Spring in the city- but not here.

Last week I had to make an unplanned shopping trip into the big city.

It was a beautiful sunny spring day which makes the long scenic drive down the Columbia River gorge very pleasant. It is always a beautiful drive, no matter what the weather is, but if it isn't raining the curves in the highway are a lot less stressful.

I pulled over and got out to take this photo so I wouldn't get yelled at by my kids for driving and shooting. But I couldn't get the tracks out of the photo.


This route along the river to Portland is the same one that Lewis and Clark took to the Pacific two hundred years ago.

We live about seventy miles from Portland. That translates to about two garden zones. Here at our 1500 foot elevation near Mt. Hood we are about a 6a zone with micro-climates ranging from 5 to 7. I have to know this when I want to plant a shrub or I risk having it freeze on me the first winter.

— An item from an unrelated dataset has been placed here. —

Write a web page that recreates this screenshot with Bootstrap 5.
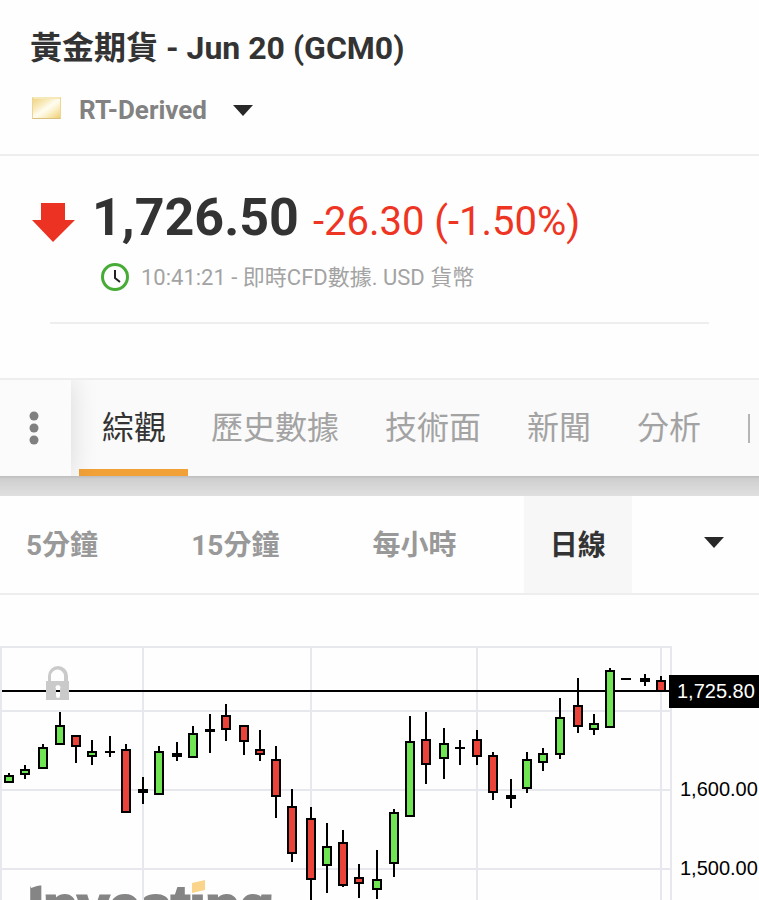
<!DOCTYPE html>
<html lang="zh-Hant">
<head>
<meta charset="utf-8">
<meta name="viewport" content="width=device-width, initial-scale=1">
<title>黃金期貨 - Jun 20 (GCM0)</title>
<link href="https://cdn.jsdelivr.net/npm/bootstrap@5.3.0/dist/css/bootstrap.min.css" rel="stylesheet">
<style>
body{font-family:Roboto,"Noto Sans CJK TC",sans-serif;color:#333;background:#fefefe}
.rule-b{border-bottom:2px solid #eee}
.instrument{padding:24px 30px 24px}
.instrument h1{font-size:32px;line-height:48px;font-weight:700}
.source{gap:17px;margin-top:18px;height:40px}
.source select{appearance:none;border:0;background:none;padding:0;font-size:26px;line-height:40px;font-weight:700;color:#828282}
.source .caret{margin-left:9px}
.quote{padding:32px 32px 28px}
.last-price{font-size:52px;line-height:60px;font-weight:700}
.change{font-size:40px;line-height:60px;color:#ee3524}
.price-line{gap:14px}
.arrow-gap{margin-right:17px}
.stamp{font-size:22px;line-height:32px;color:#a3a3a3;padding-left:69px;gap:12px;margin-top:10px}
.inner-rule{height:2px;background:#eee;margin:0 50px}
.tabs{margin-top:54px;border-top:2px solid #eee;background:#fafafa}
.more-btn{width:71px;border:0;background:#fbfbfb;box-shadow:0 0 28px rgba(0,0,0,.14);clip-path:inset(0 -40px 0 0);padding:0 3px 0 0}
.tab-list{padding:0 8px;min-width:0}
.tab-list a{font-size:32px;line-height:48px;padding:24px 23px 17px 23px;color:#a3a3a3;border-bottom:7px solid transparent;text-decoration:none}
.tab-list a.active{color:#333;border-color:#f1a136;padding-right:22px}
.cut-line{width:2px;height:29px;margin-left:24px;background:#b5b5b5}
.drop{height:20px;background:linear-gradient(#bdbdbd,#cfcfcf 3px,#e0e0e0)}
.frames button{border:0;background:none;color:#999;font-size:28px;line-height:42px;font-weight:700;padding:29px 26px 26px}
.frames button.active{background:#f7f7f7;color:#333}
.frames .more-frames{padding:0 35px 4px 31px}
.chart{padding-top:45px}
.chart svg{width:100%;height:auto}
.axis{font-family:"Liberation Sans",sans-serif;font-size:20px}
.brand{font-family:"Liberation Sans",sans-serif;font-size:56px;font-weight:700;fill:#858585;stroke:#858585;stroke-width:3px}
</style>
<script src="https://cdn.jsdelivr.net/npm/bootstrap@5.3.0/dist/js/bootstrap.bundle.min.js"></script>
</head>
<body class="overflow-x-hidden">
<header class="instrument rule-b">
  <h1 class="m-0">黃金期貨 - Jun 20 (GCM0)</h1>
  <div class="source d-flex align-items-center">
    <svg width="32" height="26" viewBox="0 0 32 26" aria-hidden="true">
      <defs><linearGradient id="gold" x2="1" y2="1"><stop offset="0" stop-color="#f0d584"/><stop offset=".3" stop-color="#f8ebbd"/><stop offset=".5" stop-color="#fffdf2"/><stop offset=".68" stop-color="#fbf0c9"/><stop offset="1" stop-color="#efcf74"/></linearGradient></defs>
      <path fill="#ecd596" d="M2 0h29v22H2z"/><path fill="url(#gold)" d="M3 2h27v19H3z"/><path fill="#f6e8b8" d="M2 0h29l-2 2H4z"/><path fill="#d8c07c" d="M2 22l1-1h27l1 1z"/>
    </svg>
    <select id="source" aria-label="報價來源"><option>RT-Derived</option></select>
    <svg class="caret" width="20" height="11" viewBox="0 0 20 11" aria-hidden="true"><path fill="#282828" d="M0 0h20L10 11z"/></svg>
  </div>
</header>
<main>
<section class="quote">
  <div class="d-flex align-items-center">
    <svg class="arrow-gap flex-shrink-0 mt-1" width="43" height="39" viewBox="0 0 43 39" role="img" aria-label="下跌"><path fill="#ec3323" d="M9 0h24v17h10L21 39 0 17h9z"/></svg>
    <div class="price-line d-flex align-items-baseline text-nowrap"><span class="last-price">1,726.50</span><span class="change">-26.30 (-1.50%)</span></div>
  </div>
  <div class="stamp d-flex align-items-center">
    <svg width="28" height="30" viewBox="0 0 28 30" aria-hidden="true"><circle cx="14" cy="14" r="12.5" fill="#fff" stroke="#47ac35" stroke-width="3"/><path fill="none" stroke="#222" stroke-width="2" d="M14 7v8l5 4"/></svg>
    <span>10:41:21 - 即時CFD數據. USD 貨幣</span>
  </div>
</section>
<div class="inner-rule"></div>
<nav class="tabs d-flex" aria-label="分頁">
  <button class="more-btn flex-shrink-0" type="button" aria-label="選單"><svg width="10" height="34" viewBox="0 0 10 34"><g fill="#808080"><circle cx="5" cy="5" r="4.5"/><circle cx="5" cy="17" r="4.5"/><circle cx="5" cy="29" r="4.5"/></g></svg></button>
  <div class="tab-list d-flex align-items-center text-nowrap overflow-hidden">
    <a class="active" href="#overview" aria-current="page">綜觀</a><a href="#history">歷史數據</a><a href="#technical">技術面</a><a href="#news">新聞</a><a href="#analysis">分析</a>
    <span class="cut-line flex-shrink-0"></span>
  </div>
</nav>
<div class="drop"></div>
<div class="frames rule-b d-flex justify-content-between text-nowrap" role="group" aria-label="時間範圍">
  <button type="button">5分鐘</button><button type="button">15分鐘</button><button type="button">每小時</button><button type="button" class="active" aria-pressed="true">日線</button>
  <button type="button" aria-label="更多時間範圍" class="more-frames d-flex align-items-center"><svg width="20" height="11" viewBox="0 0 20 11"><path fill="#282828" d="M0 0h20L10 11z"/></svg></button>
</div>
<section class="chart">
  <svg class="d-block" viewBox="0 0 759 260" role="img" aria-label="黃金期貨日線圖">
    <text class="brand" x="28" y="285">Investing</text>
    <path fill="#fefefe" d="M28 240h18v3l-15 5zM190 240h18v13h-18z"/>
    <path fill="#fbd48c" d="M192 243l13-3v10l-13 3z"/>
    <path fill="none" stroke="#e7e7ee" stroke-width="2" d="M1 260V7h670v253M143 7v253M311 7v253M477 7v253M661 7v253M2 71h669M2 150h669M2 229h669"/>
    <path stroke="#000" stroke-width="2" d="M2 51h668"/>
    <g id="candles"></g>
    <path fill="#cacaca" fill-rule="evenodd" d="M46 41h2v-5a10 10 0 0 1 20 0v5h1v19H46zM51 41h13v-5a6.5 6.5 0 0 0-13 0zM56 49v7a2 2 0 0 0 4 0v-7a2.5 2.5 0 1 0-4 0z"/>
    <path d="M669 35h90v33h-90z"/>
    <g class="axis"><text x="677" y="58" fill="#fff">1,725.80</text><text x="680" y="156">1,600.00</text><text x="680" y="235">1,500.00</text></g>
  </svg>
</section>
</main>
<script>
// x, wick top, wick bottom, body top, body bottom, kind (g up, r down, k flat)
const candles = [
[9,133,143,135,143,'g'],[25,125,139,129,135,'g'],[43,104,129,107,129,'g'],[60,72,105,85,105,'g'],[76,95,123,95,107,'r'],
[92,100,125,111,117,'g'],[110,96,117,111,113,'k'],[126,104,173,109,173,'r'],[143,137,164,149,153,'k'],[159,106,155,111,155,'g'],
[177,102,121,113,117,'k'],[193,86,118,93,118,'g'],[210,74,113,89,92,'k'],[226,64,101,75,90,'r'],[244,85,115,85,102,'r'],
[260,90,121,109,115,'r'],[276,106,178,119,157,'r'],[292,149,222,166,214,'r'],[311,167,260,178,240,'r'],[327,183,253,206,226,'g'],
[343,190,247,202,246,'r'],[359,224,258,237,244,'r'],[377,210,259,239,250,'g'],[394,169,237,172,224,'g'],[410,76,177,101,177,'g'],
[426,72,144,99,125,'r'],[444,88,139,103,119,'g'],[460,100,125,107,109,'k'],[477,90,125,99,117,'r'],[493,112,160,115,153,'r'],
[511,139,168,155,159,'k'],[527,112,153,119,149,'g'],[543,108,131,113,123,'g'],[560,58,119,77,115,'g'],[578,38,93,65,87,'r'],
[594,74,95,83,90,'g'],[610,28,88,30,88,'g'],[626,38,40,38,40,'k'],[645,34,46,38,42,'k'],[661,36,52,40,52,'r']];
const fill = {g:'#70e553', r:'#ea4339', k:'#000'};
document.getElementById('candles').innerHTML = candles.map(([x,h,l,t,b,k]) =>
  `<path stroke="#000" stroke-width="2" d="M${x} ${h}V${l}"/><rect x="${x-5}" y="${t}" width="10" height="${b-t}"/>` +
  (k === 'k' ? '' : `<rect x="${x-3}" y="${t+2}" width="6" height="${b-t-4}" fill="${fill[k]}"/>`)).join('');
</script>
</body>
</html>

Portland is easily in zone 8 and I could tell when I drove into the city last week.

Because spring had very clearly already arrived there!



I had to park again and take a bit of a walk in one of my favorite old neighborhoods.




Forsythia!





Spring was everywhere!


And camellia were everywhere! This is one shrub that will not grow here on the slopes of Mount Hood.

They look like a tropical flower to me and I am always amazed that they are one of the first things to bloom after the winter chill and rains depart.



I don't know the name of this but I thought it was very sweet. Does anyone know what it's called?



Heather. It makes me think of Charlotte Bronte and the English moors.





Candy Tuft. Mine won't bloom until late April!



It was a treat to travel into the spring zone.
In our valley the garden zones vary widely too. We live in the upper Hood River valley closer to the mountain. In the lower valley on the banks of the Columbia River- just ten miles from here- spring is starting to arrive with daffodils and forsythia too.

But tonight while taking a walk- it was snowing. Such are the climate variations of the Great Northwest!